## JOB
Set down the full listing exactly as given. Any pictures are to be left out.

## GIVEN MATERIAL
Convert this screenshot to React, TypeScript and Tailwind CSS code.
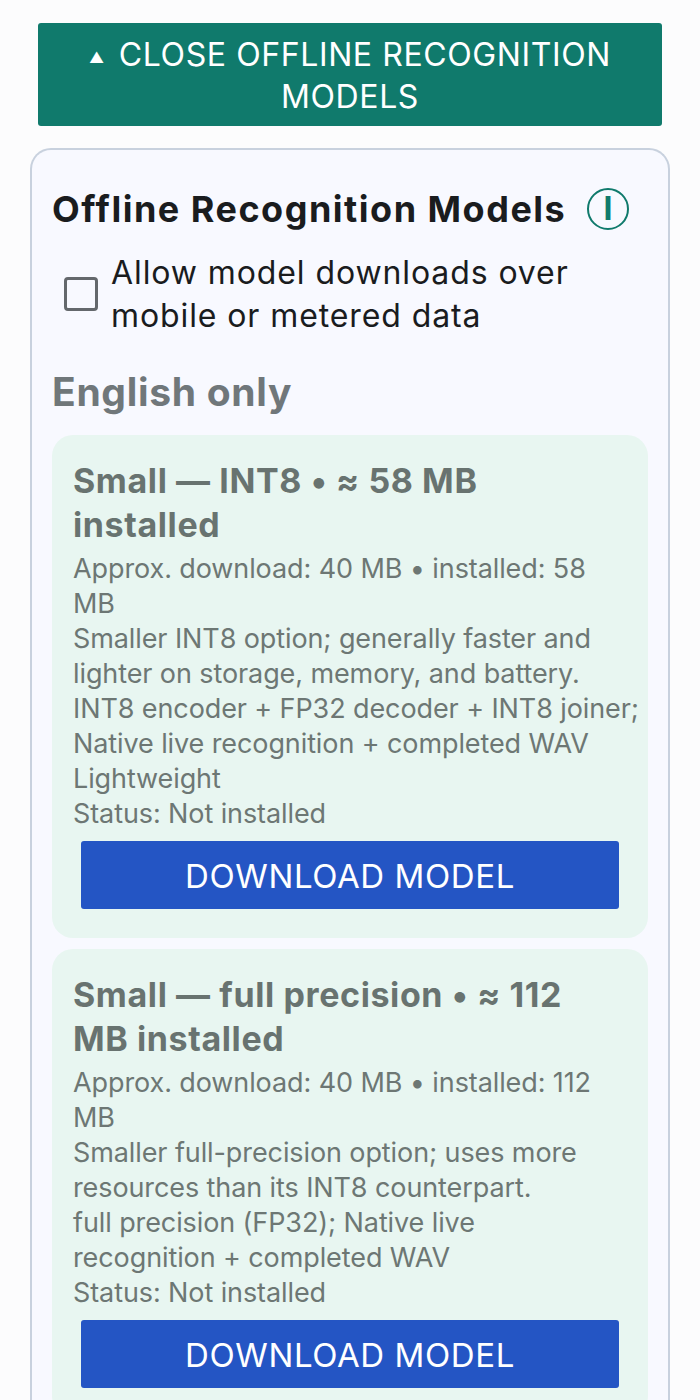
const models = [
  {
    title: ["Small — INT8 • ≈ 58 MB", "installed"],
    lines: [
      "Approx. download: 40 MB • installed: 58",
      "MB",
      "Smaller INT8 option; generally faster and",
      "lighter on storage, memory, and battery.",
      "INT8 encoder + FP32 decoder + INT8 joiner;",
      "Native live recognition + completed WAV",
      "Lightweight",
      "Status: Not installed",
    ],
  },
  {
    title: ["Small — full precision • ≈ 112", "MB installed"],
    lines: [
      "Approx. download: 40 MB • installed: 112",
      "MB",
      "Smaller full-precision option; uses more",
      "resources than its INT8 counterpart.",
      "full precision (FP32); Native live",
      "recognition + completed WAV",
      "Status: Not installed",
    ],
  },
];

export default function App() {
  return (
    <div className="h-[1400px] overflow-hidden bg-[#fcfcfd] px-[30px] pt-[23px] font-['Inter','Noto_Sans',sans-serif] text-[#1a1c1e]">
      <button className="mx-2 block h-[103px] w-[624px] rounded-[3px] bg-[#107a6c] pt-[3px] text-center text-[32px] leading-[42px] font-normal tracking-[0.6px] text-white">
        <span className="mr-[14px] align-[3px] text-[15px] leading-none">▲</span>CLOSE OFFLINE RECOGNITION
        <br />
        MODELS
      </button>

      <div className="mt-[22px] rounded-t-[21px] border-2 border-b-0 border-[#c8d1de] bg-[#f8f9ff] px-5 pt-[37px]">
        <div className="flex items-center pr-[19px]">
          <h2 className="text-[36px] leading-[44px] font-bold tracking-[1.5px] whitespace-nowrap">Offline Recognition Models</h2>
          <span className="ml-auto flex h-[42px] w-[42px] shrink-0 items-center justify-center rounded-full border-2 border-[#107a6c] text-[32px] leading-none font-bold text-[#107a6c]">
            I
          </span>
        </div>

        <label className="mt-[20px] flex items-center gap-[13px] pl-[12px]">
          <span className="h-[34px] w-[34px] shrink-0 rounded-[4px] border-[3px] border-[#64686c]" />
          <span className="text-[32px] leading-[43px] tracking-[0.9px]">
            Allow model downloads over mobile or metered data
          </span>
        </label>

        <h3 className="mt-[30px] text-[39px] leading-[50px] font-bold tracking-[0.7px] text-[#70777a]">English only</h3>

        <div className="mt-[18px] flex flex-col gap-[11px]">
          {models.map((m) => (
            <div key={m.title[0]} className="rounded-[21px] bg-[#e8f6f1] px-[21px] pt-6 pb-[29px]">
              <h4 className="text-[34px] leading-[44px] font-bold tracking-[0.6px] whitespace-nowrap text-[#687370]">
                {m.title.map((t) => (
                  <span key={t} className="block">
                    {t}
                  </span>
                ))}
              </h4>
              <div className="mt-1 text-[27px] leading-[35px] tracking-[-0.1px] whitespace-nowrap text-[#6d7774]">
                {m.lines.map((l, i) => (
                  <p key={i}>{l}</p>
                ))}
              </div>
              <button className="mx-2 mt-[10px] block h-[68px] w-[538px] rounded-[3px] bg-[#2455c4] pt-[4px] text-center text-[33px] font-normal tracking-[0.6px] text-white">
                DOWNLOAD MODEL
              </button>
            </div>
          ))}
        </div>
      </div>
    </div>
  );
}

## RESPONSE
Convert this screenshot to React, TypeScript and Tailwind CSS code.
const models = [
  {
    title: ["Small — INT8 • ≈ 58 MB", "installed"],
    lines: [
      "Approx. download: 40 MB • installed: 58",
      "MB",
      "Smaller INT8 option; generally faster and",
      "lighter on storage, memory, and battery.",
      "INT8 encoder + FP32 decoder + INT8 joiner;",
      "Native live recognition + completed WAV",
      "Lightweight",
      "Status: Not installed",
    ],
  },
  {
    title: ["Small — full precision • ≈ 112", "MB installed"],
    lines: [
      "Approx. download: 40 MB • installed: 112",
      "MB",
      "Smaller full-precision option; uses more",
      "resources than its INT8 counterpart.",
      "full precision (FP32); Native live",
      "recognition + completed WAV",
      "Status: Not installed",
    ],
  },
];

export default function App() {
  return (
    <div className="h-[1400px] overflow-hidden bg-[#fcfcfd] px-[30px] pt-[23px] font-['Inter','Noto_Sans',sans-serif] text-[#1a1c1e]">
      <button className="mx-2 block h-[103px] w-[624px] rounded-[3px] bg-[#107a6c] pt-[3px] text-center text-[32px] leading-[42px] font-normal tracking-[0.6px] text-white">
        <span className="mr-[14px] align-[3px] text-[15px] leading-none">▲</span>CLOSE OFFLINE RECOGNITION
        <br />
        MODELS
      </button>

      <div className="mt-[22px] rounded-t-[21px] border-2 border-b-0 border-[#c8d1de] bg-[#f8f9ff] px-5 pt-[37px]">
        <div className="flex items-center pr-[19px]">
          <h2 className="text-[36px] leading-[44px] font-bold tracking-[1.5px] whitespace-nowrap">Offline Recognition Models</h2>
          <span className="ml-auto flex h-[42px] w-[42px] shrink-0 items-center justify-center rounded-full border-2 border-[#107a6c] text-[32px] leading-none font-bold text-[#107a6c]">
            I
          </span>
        </div>

        <label className="mt-[20px] flex items-center gap-[13px] pl-[12px]">
          <span className="h-[34px] w-[34px] shrink-0 rounded-[4px] border-[3px] border-[#64686c]" />
          <span className="text-[32px] leading-[43px] tracking-[0.9px]">
            Allow model downloads over mobile or metered data
          </span>
        </label>

        <h3 className="mt-[30px] text-[39px] leading-[50px] font-bold tracking-[0.7px] text-[#70777a]">English only</h3>

        <div className="mt-[18px] flex flex-col gap-[11px]">
          {models.map((m) => (
            <div key={m.title[0]} className="rounded-[21px] bg-[#e8f6f1] px-[21px] pt-6 pb-[29px]">
              <h4 className="text-[34px] leading-[44px] font-bold tracking-[0.6px] whitespace-nowrap text-[#687370]">
                {m.title.map((t) => (
                  <span key={t} className="block">
                    {t}
                  </span>
                ))}
              </h4>
              <div className="mt-1 text-[27px] leading-[35px] tracking-[-0.1px] whitespace-nowrap text-[#6d7774]">
                {m.lines.map((l, i) => (
                  <p key={i}>{l}</p>
                ))}
              </div>
              <button className="mx-2 mt-[10px] block h-[68px] w-[538px] rounded-[3px] bg-[#2455c4] pt-[4px] text-center text-[33px] font-normal tracking-[0.6px] text-white">
                DOWNLOAD MODEL
              </button>
            </div>
          ))}
        </div>
      </div>
    </div>
  );
}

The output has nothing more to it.